Begin

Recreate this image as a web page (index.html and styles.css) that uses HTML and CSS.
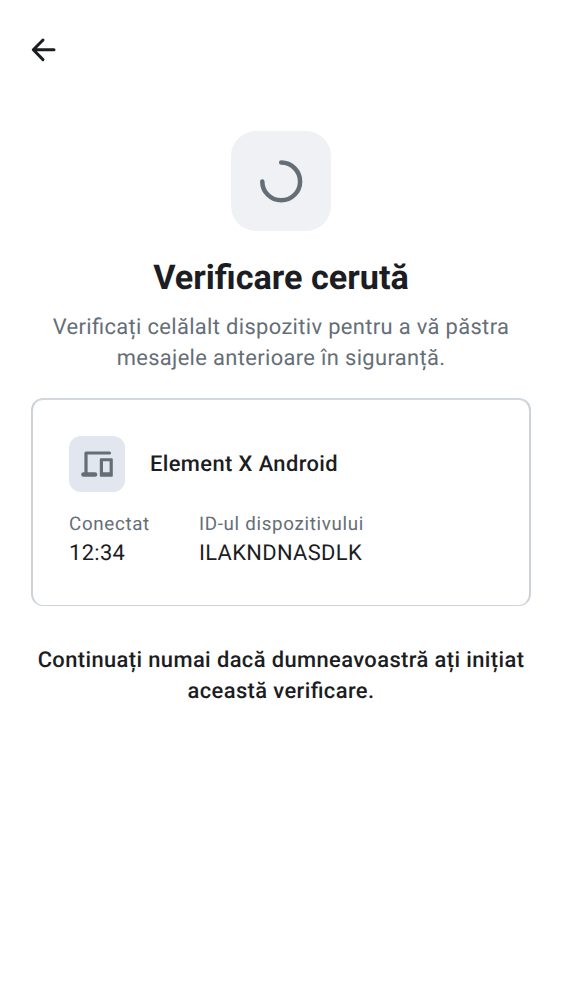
FILE: index.html
```html
<!DOCTYPE html>
<html lang="ro">
<head>
<meta charset="utf-8">
<title>Verificare cerută</title>
<link rel="stylesheet" href="styles.css">
</head>
<body>
<header class="topbar">
  <svg class="back" viewBox="0 0 37 37" width="37" height="37"><path d="M29 18.8H9M18 9L8.3 18.8L18 28.6" fill="none" stroke="currentColor" stroke-width="3" stroke-linecap="round" stroke-linejoin="round"/></svg>
</header>
<main class="content">
  <div class="hero">
    <svg width="50" height="50" viewBox="0 0 50 50"><path d="M25.2 6.5A18.9 18.9 0 1 1 6.3 25.4" fill="none" stroke="currentColor" stroke-width="4.5" stroke-linecap="round"/></svg>
  </div>
  <h1 class="title"><span>Verificare cerută</span></h1>
  <p class="subtitle"><span>Verificați celălalt dispozitiv pentru a vă păstra</span><br><span>mesajele anterioare în siguranță.</span></p>
  <section class="card">
    <div class="device">
      <div class="device-icon">
        <svg width="56" height="56" viewBox="0 0 56 56" fill="none" stroke="currentColor"><path d="M17 37V17H40.5" stroke-width="3.2" stroke-linecap="round" stroke-linejoin="round"/><path d="M14.5 38.5H26" stroke-width="4.6" stroke-linecap="round"/><path d="M31.8 22.2H42.8Q43.8 22.2 43.8 23.2V39.8Q43.8 40.8 42.8 40.8H31.8Q30.8 40.8 30.8 39.8V23.2Q30.8 22.2 31.8 22.2ZM34 25.3V36.2H40.6V25.3Z" fill="currentColor" fill-rule="evenodd" stroke="none"/></svg>
      </div>
      <span class="device-name">Element X Android</span>
    </div>
    <dl class="details">
      <div><dt>Conectat</dt><dd>12:34</dd></div>
      <div><dt>ID-ul dispozitivului</dt><dd>ILAKNDNASDLK</dd></div>
    </dl>
  </section>
  <p class="notice"><span>Continuați numai dacă dumneavoastră ați inițiat</span><br><span>această verificare.</span></p>
</main>
</body>
</html>
```
FILE: styles.css
```css
body { margin: 0; background: #fff; color: #1b1d22; font-family: Roboto, sans-serif; text-rendering: geometricPrecision; font-feature-settings: "liga" 1; }
.topbar { height: 69px; padding: 31px 0 0 25px; }
.back { display: block; }
.content { padding: 31px 31px 0; text-align: center; }
.hero { width: 100px; height: 100px; margin: 0 auto; border-radius: 25px; background: #f0f1f5; color: #656e77; display: flex; align-items: center; justify-content: center; }
.title { margin: 26px 0 0; font-size: 34.2px; line-height: 43px; font-weight: 700; }
.subtitle { margin: 12px 0 0; font-size: 21.9px; line-height: 31px; letter-spacing: .35px; color: #656e77; white-space: nowrap; }
.card { box-sizing: border-box; height: 208px; margin-top: 24px; padding: 36px; border: 2px solid #cdd3da; border-top-color: #d2d7df; border-bottom-width: 1px; border-radius: 12px; text-align: left; }
.device { display: flex; align-items: center; gap: 25px; }
.device-icon { width: 56px; height: 56px; border-radius: 12px; background: #e2e6ef; color: #656e77; }
.device-icon svg { display: block; }
.device-name { font-size: 21.9px; font-weight: 500; letter-spacing: .4px; }
.details { display: flex; gap: 49px; margin: 20px 0 0; }
.details dt { font-size: 18.75px; line-height: 25px; letter-spacing: .68px; color: #656e77; }
.details dd { margin: 1px 0 0; font-size: 21.9px; line-height: 31px; letter-spacing: .35px; }
.notice { margin: 39px 0 0; font-size: 21.9px; line-height: 31px; font-weight: 500; letter-spacing: .4px; white-space: nowrap; }
```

End

WHAT THE TASK REQUIRES: Pick out the lines containing the word "styles" and show them.

TASK SOLUTION:
Recreate this image as a web page (index.html and styles.css) that uses HTML and CSS.
<link rel="stylesheet" href="styles.css">
FILE: styles.css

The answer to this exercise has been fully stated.